Suppose the Set theory in question followed all axioms of ZF or ZFC, except for the axiom of regularity. Additionally the axiom schema of specification was altered from
$$\forall z\forall w_1 \forall w_2 \dots \forall w_n\exists y\forall x[x \in y \iff ((x\in z)\wedge\phi(x))]$$
$$\forall w_1 \forall w_2 \dots \forall w_n\exists y\forall x[x \in y \iff ((x\neq y)\wedge\phi(x))]$$
for the purpose of constructing sets beyond just subsets of some $z$.
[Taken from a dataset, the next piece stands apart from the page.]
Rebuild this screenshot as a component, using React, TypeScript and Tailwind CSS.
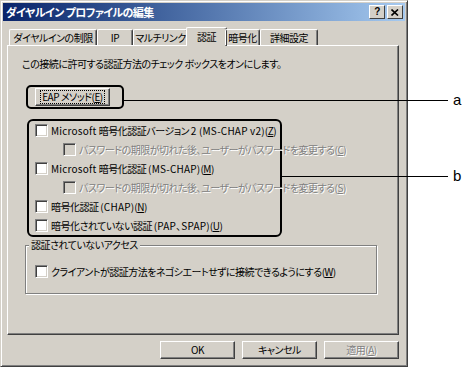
import type { ReactNode } from 'react'

const jp = "font-['MS_UI_Gothic','Noto_Sans_CJK_JP',sans-serif] [font-feature-settings:'palt']"

function Key({ k }: { k: string }) {
  return (
    <>
      (<span className="underline underline-offset-1">{k}</span>)
    </>
  )
}

// latin runs are a bit wider in the original font
function L({ children }: { children: ReactNode }) {
  return <span className="tracking-[0.2px]">{children}</span>
}

function CheckBox({ disabled = false }: { disabled?: boolean }) {
  return (
    <span
      className={`inline-block w-[13px] h-[13px] shrink-0 border border-t-[#808080] border-l-[#808080] border-r-white border-b-white shadow-[inset_1px_1px_0_#404040,inset_-1px_-1px_0_#d4d0c8] ${
        disabled ? 'bg-[#d4d0c8]' : 'bg-white'
      }`}
    />
  )
}

function Row({ children, indent = false, disabled = false }: { children: ReactNode; indent?: boolean; disabled?: boolean }) {
  return (
    <div className={`flex items-center gap-[3px] h-[19px] whitespace-nowrap ${indent ? 'pl-[34px]' : 'pl-[6px]'}`}>
      <CheckBox disabled={disabled} />
      <span className={disabled ? 'text-[#808080] [text-shadow:1px_1px_0_#fff]' : 'text-black'}>{children}</span>
    </div>
  )
}

function Button({ children, disabled = false, focused = false }: { children: ReactNode; disabled?: boolean; focused?: boolean }) {
  return (
    <div
      className={`flex items-center justify-center w-[75px] h-[18px] bg-[#d4d0c8] whitespace-nowrap border border-t-white border-l-white border-r-[#404040] border-b-[#404040] shadow-[inset_-1px_-1px_0_#808080] ${
        disabled ? 'text-[#808080] [text-shadow:1px_1px_0_#fff]' : 'text-black'
      }`}
    >
      <span className={focused ? 'outline outline-1 outline-dotted outline-black px-[1px] leading-[12px]' : ''}>{children}</span>
    </div>
  )
}

const tabs = [
  { label: 'ダイヤルインの制限', w: 'w-[88px]' },
  { label: 'IP', w: 'w-[36px]' },
  { label: 'マルチリンク', w: 'w-[55px]' },
  { label: '認証', w: 'w-[41px]', active: true },
  { label: '暗号化', w: 'w-[35px]' },
  { label: '詳細設定', w: 'w-[58px]' },
]

export default function App() {
  return (
    <div className={`relative w-[466px] h-[372px] bg-white text-[10px] leading-[14px] tracking-[-0.5px] ${jp}`}>
      {/* dialog */}
      <div className="w-[408px] h-[367px] bg-[#d4d0c8] border border-t-[#d4d0c8] border-l-[#d4d0c8] border-r-[#404040] border-b-[#404040] shadow-[inset_1px_1px_0_#fff,inset_-1px_-1px_0_#808080] p-[2px]">
        <div className="flex items-center justify-between h-[18px] pl-[3px] pr-[2px] bg-gradient-to-r from-[#0a246a] to-[#a6caf0]">
          <span className="text-white font-bold text-[11px] leading-[14px] tracking-[-0.6px] whitespace-nowrap">ダイヤルイン プロファイルの編集</span>
          <div className="flex items-center">
            <span className="flex items-center justify-center w-[16px] h-[14px] bg-[#d4d0c8] border border-t-white border-l-white border-r-[#404040] border-b-[#404040] text-[10px] font-bold leading-none text-black font-['Liberation_Sans',sans-serif]">
              ?
            </span>
            <span className="flex items-center justify-center w-[16px] h-[14px] ml-[2px] bg-[#d4d0c8] border border-t-white border-l-white border-r-[#404040] border-b-[#404040] text-black">
              <svg width="8" height="7" viewBox="0 0 8 7">
                <path d="M0.5 0.5 L7 6.5 M7 0.5 L0.5 6.5" stroke="#000" strokeWidth="1.6" />
              </svg>
            </span>
          </div>
        </div>

        {/* tabs */}
        <div className="flex items-end h-[18px] mt-[6px] ml-[6px] relative z-10 whitespace-nowrap">
          {tabs.map((t) =>
            t.active ? (
              <div
                key={t.label}
                className={`${t.w} -mx-[2px] h-[19px] -mb-[1px] flex items-center justify-center bg-[#d4d0c8] border-t border-l border-t-white border-l-white border-r border-r-[#404040] rounded-t-[2px] shadow-[inset_-1px_0_0_#808080]`}
              >
                {t.label}
              </div>
            ) : (
              <div
                key={t.label}
                className={`${t.w} h-[16px] flex items-center justify-center border-t border-l border-t-white border-l-white border-r border-r-[#404040] rounded-t-[2px] shadow-[inset_-1px_0_0_#808080]`}
              >
                {t.label}
              </div>
            )
          )}
        </div>

        {/* panel */}
        <div className="w-[392px] h-[290px] ml-[4px] border border-t-white border-l-white border-r-[#404040] border-b-[#404040] shadow-[inset_-1px_-1px_0_#808080] pt-[11px]">
          <div className="pl-[14px] whitespace-nowrap">この接続に許可する認証方法のチェック ボックスをオンにします。</div>

          <div className="ml-[18px] mt-[14px] w-[98px] h-[24px] border-2 border-black rounded-[5px] pl-[7px] pt-[1px]">
            <Button focused>
              EAP メソッド<Key k="E" />
            </Button>
          </div>

          <div className="ml-[19px] mt-[10px] w-[255px] h-[118px] border-2 border-black rounded-[6px]">
            <Row>
              <L>Microsoft </L>暗号化認証バージョン <L>2 (MS-CHAP v2)</L>
              <Key k="Z" />
            </Row>
            <Row indent disabled>
              パスワードの期限が切れた後、ユーザーがパスワードを変更する<Key k="C" />
            </Row>
            <Row>
              <L>Microsoft </L>暗号化認証 <L>(MS-CHAP)</L>
              <Key k="M" />
            </Row>
            <Row indent disabled>
              パスワードの期限が切れた後、ユーザーがパスワードを変更する<Key k="S" />
            </Row>
            <Row>
              暗号化認証 <L>(CHAP)</L>
              <Key k="N" />
            </Row>
            <Row>
              暗号化されていない認証 <L>(PAP、SPAP)</L>
              <Key k="U" />
            </Row>
          </div>

          <fieldset className="ml-[17px] mt-[1px] w-[352px] h-[56px] border border-[#808080] shadow-[inset_1px_1px_0_#fff,1px_1px_0_#fff]">
            <legend className="ml-[3px] px-[2px] bg-[#d4d0c8] leading-[14px]">認証されていないアクセス</legend>
            <div className="mt-[10px] pl-[3px]">
              <Row>
                クライアントが認証方法をネゴシエートせずに接続できるようにする<Key k="W" />
              </Row>
            </div>
          </fieldset>
        </div>

        {/* buttons */}
        <div className="flex justify-end gap-[7px] w-[396px] mt-[6px]">
          <Button>OK</Button>
          <Button>キャンセル</Button>
          <Button disabled>
            適用<Key k="A" />
          </Button>
        </div>
      </div>

      {/* callout lines */}
      <div className="absolute left-[124px] top-[100px] w-[324px] h-px bg-black" />
      <span className="absolute left-[453px] top-[91px] text-[15px] leading-[18px] tracking-normal font-['Liberation_Sans',sans-serif]">a</span>
      <div className="absolute left-[282px] top-[176px] w-[166px] h-px bg-black" />
      <span className="absolute left-[453px] top-[167px] text-[15px] leading-[18px] tracking-normal font-['Liberation_Sans',sans-serif]">b</span>
    </div>
  )
}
Without regularity and standard specification, this immediately opens the doors to a possibility of Russel's Paradox. However, a set $R$ cannot be built (this way) to have $R\in R$, as it would have to follow $R \in R \iff ((R\neq R)\wedge\phi(R))$.
Would this avoid Russel's Paradox? Even if so, would it lead to another paradox?
Best Answer
No, this form of comprehension is inconsistent with even the ability to form singletons and unions of two sets.
Suppose $A=\{x: x\not\in x\wedge x\not=A\}$. Then I claim $A\cup\{A\}$ is the usual Russell set.
If $x\in A\cup \{A\}$ then $x\not\in x$. This is because for such an $x$, either $x\in A$ or $x=A$, and no element of $A$ contains itself by the "$x\not\in x$"-clause of the definition of $A$ and $A\not\in A$ by the "$x\not=A$"-clause of the definition of $A$.
If $x\not\in x$ then $x\in A\cup\{A\}$. Again, we reason by cases. If $x\not\in x$ then either $x\not=A$ (in which case $x\in A$) or $x=A$ (in which case $x\in\{A\}$), and either way $x\in A\cup\{A\}$.
And now we ask whether $A\cup\{A\}$ is an element of itself.